2.) How would you define understanding? Do you differentiate between the idea of intelligence and that of understanding? (Could a computer be intelligent, but not *understand* what you were saying?)
"Understanding" is normally contrasted with "misunderstanding", but for the purposes of my argument this distinction is not important. I don't "understand" Chinese, but then I don't "misunderstand" it either, because I do not have any Chinese intentional content at all. The point of the argument is simply that the syntax of the implemented program is not sufficient to guarantee the presence of the semantics, or mental content, of intrinsic intentionality. Where English is concerned I have meaning attached to the words, that is, I have intentional content attaching to the words. Where Chinese is concerned in the Chinese room, I am just manipulating formal symbols.
When it comes to the notion of "intelligence" there is a massive confusion in the AI literature. "Intelligence" has two different senses (at least). In one sense there is an intelligence that is psychologically relevant, that is the intelligence that, for example, humans and animals have. My dog is literally more intelligent than a mouse, because he has a bigger brain and has greater psychological capacity. But there is also a metaphorical, or observer-relative, or derivative sense of intelligence, where we simply apply the concept of intelligence to things that have no mental life at all. Thus I can say that my pocket calculators today are more "intelligent" than my calculators of twenty years ago, and my "smart modem" of today is much smarter that the modem I had twenty years ago. This is a harmless use of the term intelligence. The mistake is to suppose that somehow or other the existence of the behavioral or observer-relative phenomenon of intelligence is somehow psychologically relevant, that "intelligent" behavior guarantees actual psychological content, and of course it doesn't.
By the way, the very expression "artificial intelligence" also trades on these ambiguities. "Artificial" also has different senses. An artificial x can be a real x produced artificially, or it can be something that is not a real x at all. Thus artificial dyes, now commonly used in oriental rugs, are real dyes, they just happen to be produced artificially. But artificial leather is not real leather produced artificially, rather it is not leather at all, but merely a plastic imitation. The expression "artificial intelligence" trades on the ambiguity of both "artificial" and "intelligence". The confusion is to suppose that because we can artificially produce something that behaves as if it is intelligent, then somehow or other we have artificially produced real intelligence in the psychologically relevant sense. One thing the Chinese Room shows is that this is a fallacy.
3.) If a computer manipulating symbols via a specified algorithm is not understanding, how do you believe humans process information? Do you believe this to be non-computable?

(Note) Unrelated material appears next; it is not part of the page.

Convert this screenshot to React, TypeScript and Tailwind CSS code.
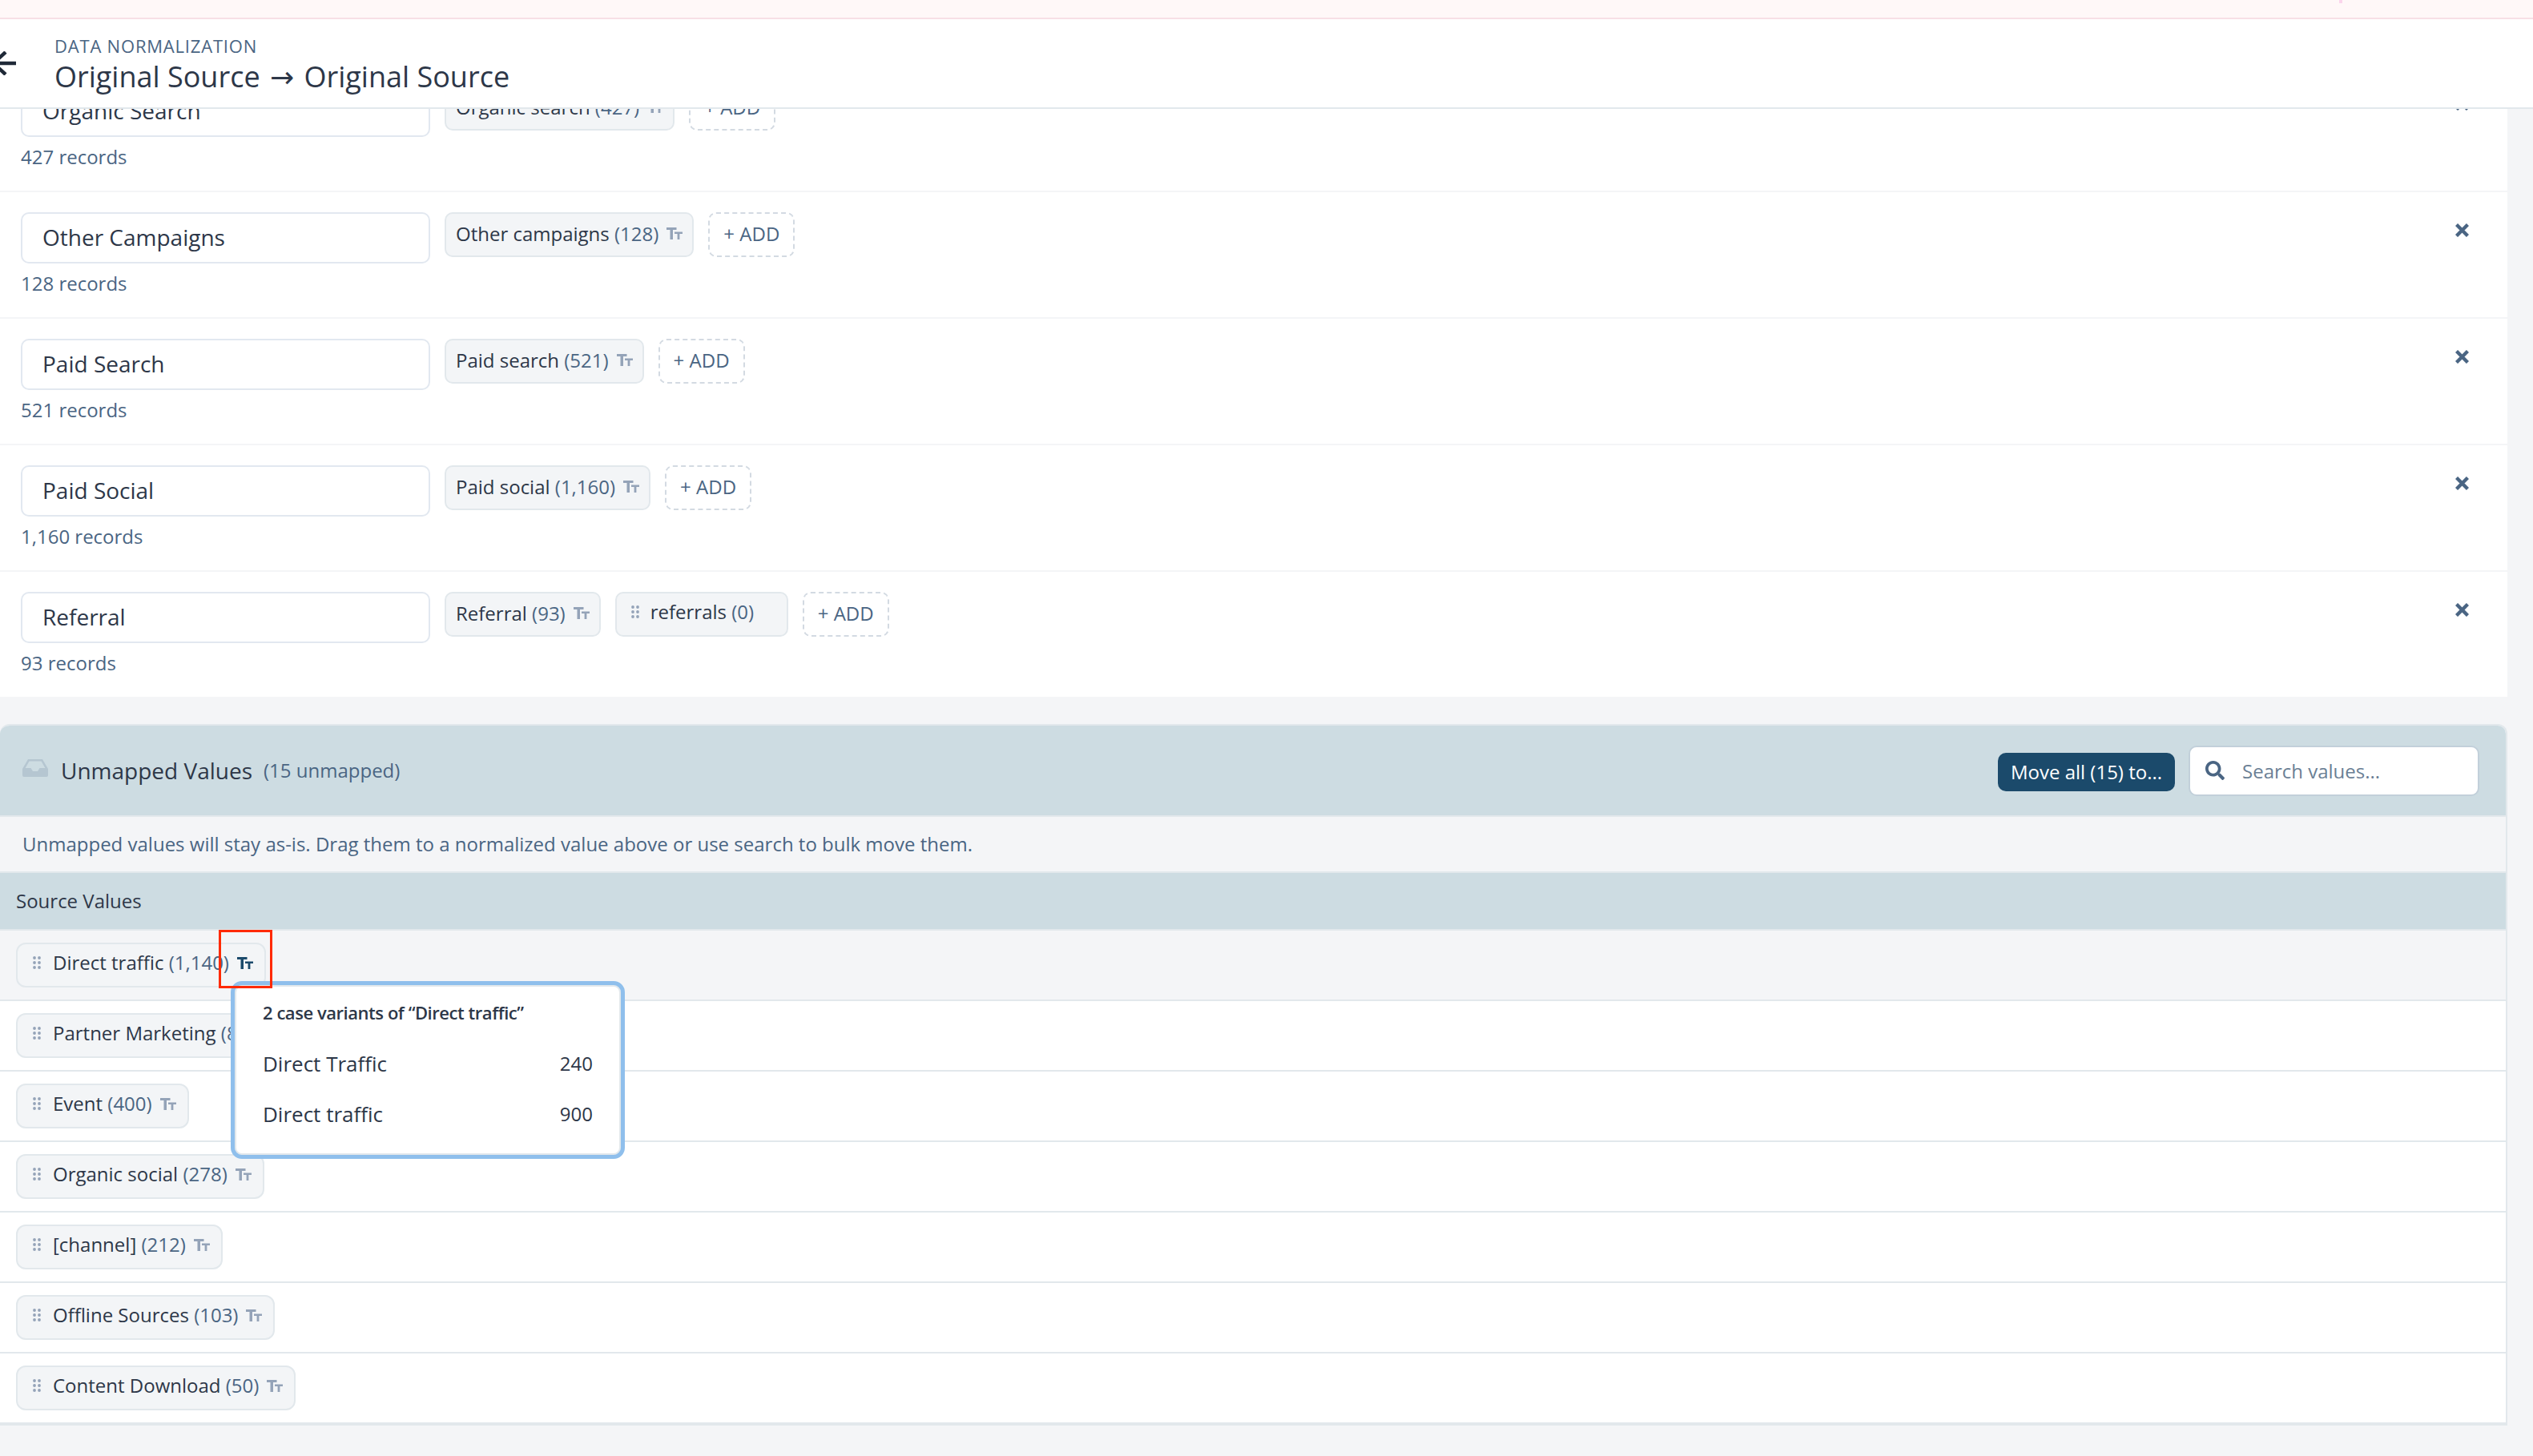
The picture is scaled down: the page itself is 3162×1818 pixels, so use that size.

Basically I think the brain is important. We might be able to do what the brain does using some other medium, but we would have to duplicate the specific causal powers of the brain, and not just do a simulation or a modeling of brain processes, you actually have to duplicate the causal powers. An analogy will make this point clear:.You do not have to use feathers in order build a machine that can fly, but you do have to duplicate the bird's causal power to overcome the force of gravity in the earth's atmosphere, and a computer simulation of flight is not a flight. The notion of what is computable and what is not computable is a mathematical notion having to do with what sorts of problems you can solve with algorithms, and I do not see any difficulty posed for artificial intelligence by the limits of computability. The problem is not computability, the problem is psychological reality. I realize that some people have made a great deal out of the fact that there are non-computable problems that humans can solve, but this argument seems to me irrelevant to AI because humans may be using algorithms to solve those problems even though the algorithms are not, for example, theorem-proving algorithms.
It is important to keep emphasizing that of course, in a sense, we are robots. We are all physical systems capable of behaving in certain ways. The point, however, is that unlike the standard robots of science fiction, we are actually conscious. We actually have conscious and unconscious forms of mental life. The robots we are imagining, I take it, have no consciousness whatever. They are simply computer simulations of the behavior patterns of human beings.